▶ [The task]:
Would you transcribe the listing that follows, character for character, and omit its images?

▶ [Data segment]:
..........

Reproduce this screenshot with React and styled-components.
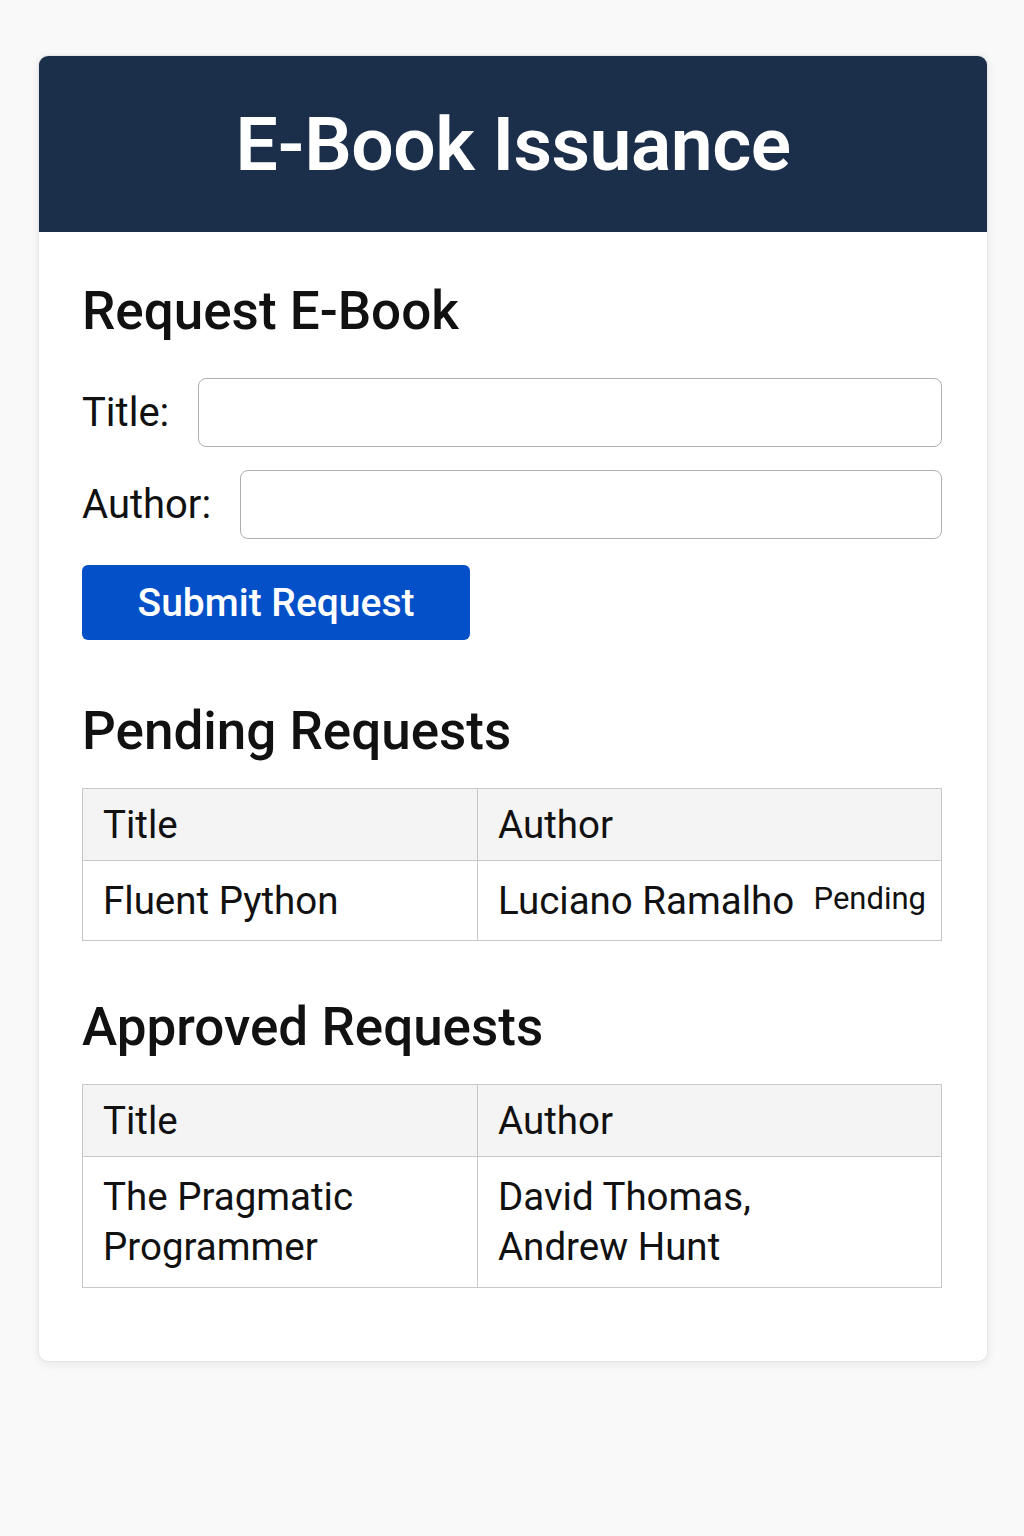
import React from 'react'
import styled, { createGlobalStyle } from 'styled-components'

const GlobalStyle = createGlobalStyle`
    html, body {
        margin: 0;
        padding: 0;
        background: #f9f9f9;
    }
    body {
        font-family: Roboto, "Liberation Sans", sans-serif;
        color: #111;
    }
`

const Page = styled.div`
    padding: 55px 36px 60px 38px;
`

const Card = styled.div`
    width: 950px;
    background: #fff;
    border-radius: 10px;
    overflow: hidden;
    box-shadow: 0 2px 10px rgba(0, 0, 0, 0.08);
    border: 1px solid #e6e6e6;
    box-sizing: border-box;
`

const Header = styled.header`
    height: 176px;
    background: #1b2e4a;
    display: flex;
    align-items: center;
    justify-content: center;
`

const AppTitle = styled.h1`
    margin: 0;
    color: #fff;
    font-size: 75px;
    font-weight: 600;
    letter-spacing: -0.5px;
`

const Body = styled.div`
    padding: 50px 45px 73px 43px;
`

const SectionTitle = styled.h2`
    margin: 0 0 ${(p) => p.$gap || 28}px;
    font-size: 53px;
    font-weight: 500;
    line-height: 58px;
    color: #111;
`

const Form = styled.form`
    display: flex;
    flex-direction: column;
    gap: 23px;
`

const Field = styled.label`
    display: flex;
    align-items: center;
    gap: 29px;
    font-size: 40px;
`

const Input = styled.input`
    flex: 1;
    height: 69px;
    box-sizing: border-box;
    border: 1.5px solid #b0b0b0;
    border-radius: 8px;
    font-size: 30px;
    padding: 0 14px;
    font-family: inherit;
`

const Button = styled.button`
    align-self: flex-start;
    width: 388px;
    height: 75px;
    margin-top: 3px;
    background: #0450c8;
    color: #fff;
    border: none;
    border-radius: 6px;
    font-family: inherit;
    font-size: 39px;
    font-weight: 500;
`

const Section = styled.section`
    margin-top: ${(p) => p.$top}px;
`

const Table = styled.table`
    width: 100%;
    table-layout: fixed;
    border-collapse: collapse;
    font-size: 38.5px;
`

const Th = styled.th`
    box-sizing: border-box;
    text-align: left;
    font-weight: 400;
    background: #f4f4f4;
    border: 1.5px solid #c8c8c8;
    height: 72px;
    padding: 0 20px;
    width: ${(p) => p.$w || 'auto'};
`

const Td = styled.td`
    border: 1.5px solid #c8c8c8;
    padding: ${(p) => (p.$multi ? '15px 20px' : '0 20px')};
    height: ${(p) => (p.$multi ? 'auto' : '79px')};
    line-height: 50px;
    vertical-align: middle;
    white-space: ${(p) => (p.$multi ? 'normal' : 'nowrap')};
`

const AuthorCell = styled.div`
    display: flex;
    align-items: center;
    justify-content: space-between;
`

const Status = styled.span`
    font-size: 31px;
    margin-right: -5px;
    margin-top: -4px;
`

const pending = [{ title: 'Fluent Python', author: 'Luciano Ramalho' }]
const approved = [
    { title: ['The Pragmatic', 'Programmer'], author: ['David Thomas,', 'Andrew Hunt'] },
]

const App = () => {
    return (
        <Page>
            <GlobalStyle />
            <Card>
                <Header>
                    <AppTitle>E-Book Issuance</AppTitle>
                </Header>
                <Body>
                    <SectionTitle $gap={38}>Request E-Book</SectionTitle>
                    <Form onSubmit={(e) => e.preventDefault()}>
                        <Field>
                            Title:
                            <Input type="text" />
                        </Field>
                        <Field>
                            Author:
                            <Input type="text" />
                        </Field>
                        <Button type="submit">Submit Request</Button>
                    </Form>

                    <Section $top={62}>
                        <SectionTitle>Pending Requests</SectionTitle>
                        <Table>
                            <thead>
                                <tr>
                                    <Th $w="395px">Title</Th>
                                    <Th>Author</Th>
                                </tr>
                            </thead>
                            <tbody>
                                {pending.map((r) => (
                                    <tr key={r.title}>
                                        <Td>{r.title}</Td>
                                        <Td>
                                            <AuthorCell>
                                                {r.author}
                                                <Status>Pending</Status>
                                            </AuthorCell>
                                        </Td>
                                    </tr>
                                ))}
                            </tbody>
                        </Table>
                    </Section>

                    <Section $top={57}>
                        <SectionTitle>Approved Requests</SectionTitle>
                        <Table>
                            <thead>
                                <tr>
                                    <Th $w="395px">Title</Th>
                                    <Th>Author</Th>
                                </tr>
                            </thead>
                            <tbody>
                                {approved.map((r) => (
                                    <tr key={r.title[0]}>
                                        <Td $multi>
                                            {r.title[0]}
                                            <br />
                                            {r.title[1]}
                                        </Td>
                                        <Td $multi>
                                            {r.author[0]}
                                            <br />
                                            {r.author[1]}
                                        </Td>
                                    </tr>
                                ))}
                            </tbody>
                        </Table>
                    </Section>
                </Body>
            </Card>
        </Page>
    )
}

export default App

..........

▶ [Answer to the task]:
Reproduce this screenshot with React and styled-components.
import React from 'react'
import styled, { createGlobalStyle } from 'styled-components'

const GlobalStyle = createGlobalStyle`
    html, body {
        margin: 0;
        padding: 0;
        background: #f9f9f9;
    }
    body {
        font-family: Roboto, "Liberation Sans", sans-serif;
        color: #111;
    }
`

const Page = styled.div`
    padding: 55px 36px 60px 38px;
`

const Card = styled.div`
    width: 950px;
    background: #fff;
    border-radius: 10px;
    overflow: hidden;
    box-shadow: 0 2px 10px rgba(0, 0, 0, 0.08);
    border: 1px solid #e6e6e6;
    box-sizing: border-box;
`

const Header = styled.header`
    height: 176px;
    background: #1b2e4a;
    display: flex;
    align-items: center;
    justify-content: center;
`

const AppTitle = styled.h1`
    margin: 0;
    color: #fff;
    font-size: 75px;
    font-weight: 600;
    letter-spacing: -0.5px;
`

const Body = styled.div`
    padding: 50px 45px 73px 43px;
`

const SectionTitle = styled.h2`
    margin: 0 0 ${(p) => p.$gap || 28}px;
    font-size: 53px;
    font-weight: 500;
    line-height: 58px;
    color: #111;
`

const Form = styled.form`
    display: flex;
    flex-direction: column;
    gap: 23px;
`

const Field = styled.label`
    display: flex;
    align-items: center;
    gap: 29px;
    font-size: 40px;
`

const Input = styled.input`
    flex: 1;
    height: 69px;
    box-sizing: border-box;
    border: 1.5px solid #b0b0b0;
    border-radius: 8px;
    font-size: 30px;
    padding: 0 14px;
    font-family: inherit;
`

const Button = styled.button`
    align-self: flex-start;
    width: 388px;
    height: 75px;
    margin-top: 3px;
    background: #0450c8;
    color: #fff;
    border: none;
    border-radius: 6px;
    font-family: inherit;
    font-size: 39px;
    font-weight: 500;
`

const Section = styled.section`
    margin-top: ${(p) => p.$top}px;
`

const Table = styled.table`
    width: 100%;
    table-layout: fixed;
    border-collapse: collapse;
    font-size: 38.5px;
`

const Th = styled.th`
    box-sizing: border-box;
    text-align: left;
    font-weight: 400;
    background: #f4f4f4;
    border: 1.5px solid #c8c8c8;
    height: 72px;
    padding: 0 20px;
    width: ${(p) => p.$w || 'auto'};
`

const Td = styled.td`
    border: 1.5px solid #c8c8c8;
    padding: ${(p) => (p.$multi ? '15px 20px' : '0 20px')};
    height: ${(p) => (p.$multi ? 'auto' : '79px')};
    line-height: 50px;
    vertical-align: middle;
    white-space: ${(p) => (p.$multi ? 'normal' : 'nowrap')};
`

const AuthorCell = styled.div`
    display: flex;
    align-items: center;
    justify-content: space-between;
`

const Status = styled.span`
    font-size: 31px;
    margin-right: -5px;
    margin-top: -4px;
`

const pending = [{ title: 'Fluent Python', author: 'Luciano Ramalho' }]
const approved = [
    { title: ['The Pragmatic', 'Programmer'], author: ['David Thomas,', 'Andrew Hunt'] },
]

const App = () => {
    return (
        <Page>
            <GlobalStyle />
            <Card>
                <Header>
                    <AppTitle>E-Book Issuance</AppTitle>
                </Header>
                <Body>
                    <SectionTitle $gap={38}>Request E-Book</SectionTitle>
                    <Form onSubmit={(e) => e.preventDefault()}>
                        <Field>
                            Title:
                            <Input type="text" />
                        </Field>
                        <Field>
                            Author:
                            <Input type="text" />
                        </Field>
                        <Button type="submit">Submit Request</Button>
                    </Form>

                    <Section $top={62}>
                        <SectionTitle>Pending Requests</SectionTitle>
                        <Table>
                            <thead>
                                <tr>
                                    <Th $w="395px">Title</Th>
                                    <Th>Author</Th>
                                </tr>
                            </thead>
                            <tbody>
                                {pending.map((r) => (
                                    <tr key={r.title}>
                                        <Td>{r.title}</Td>
                                        <Td>
                                            <AuthorCell>
                                                {r.author}
                                                <Status>Pending</Status>
                                            </AuthorCell>
                                        </Td>
                                    </tr>
                                ))}
                            </tbody>
                        </Table>
                    </Section>

                    <Section $top={57}>
                        <SectionTitle>Approved Requests</SectionTitle>
                        <Table>
                            <thead>
                                <tr>
                                    <Th $w="395px">Title</Th>
                                    <Th>Author</Th>
                                </tr>
                            </thead>
                            <tbody>
                                {approved.map((r) => (
                                    <tr key={r.title[0]}>
                                        <Td $multi>
                                            {r.title[0]}
                                            <br />
                                            {r.title[1]}
                                        </Td>
                                        <Td $multi>
                                            {r.author[0]}
                                            <br />
                                            {r.author[1]}
                                        </Td>
                                    </tr>
                                ))}
                            </tbody>
                        </Table>
                    </Section>
                </Body>
            </Card>
        </Page>
    )
}

export default App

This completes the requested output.